3. V. Adinarayan & Others vs. Andhra Bank & Others (142
STC 469) (A.P.)
In this case the dealer has purchased the assets from the
bank under Securitisation Act. The liability as a transferee was tried to be
thrust upon the dealer. High Court held that since there is no transfer of
goodwill etc. there is no question of transfer of business. It is only case of
purchase of assets and hence the liability cannot be attracted to him for
arrears.
4. Shreya Paper Mart (144 STC 331) (SC)
This is a recent case decided by Hon’ble Supreme Court. The
Supreme Court has dealt with the issue similar to where the assets were sold
by the financial institution. Supreme Court has observed upon the legal
position elaborately. It is held that if there is transfer of business then
the liability can be attracted as a transferee. Supreme Court has observed
about the nature of transfer. As per the observations of the Supreme Court it
appears that there should be a transfer of running business with a view to
gain profit out of the same and it should be along with the goodwill.

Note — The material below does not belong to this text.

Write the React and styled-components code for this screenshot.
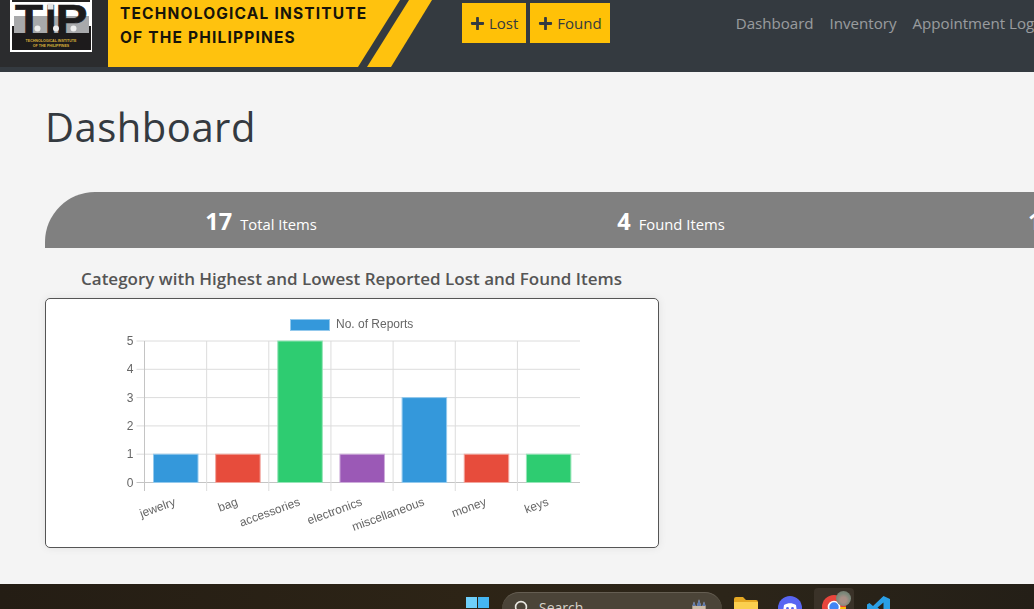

This is the latest case of the Hon’ble Supreme Court. As
per the said judgment now it can very well be said that if the financial
institution has only sold the assets after the unit is closed, then there is
no possibility that there is transfer of business.
Therefore in relation to above query, we opine that a
purchaser of assets of sick unit in auction by Financial Institution cannot be
liable to arrears of sick unit and sales tax department cannot be justified in
asking such dues from such purchaser.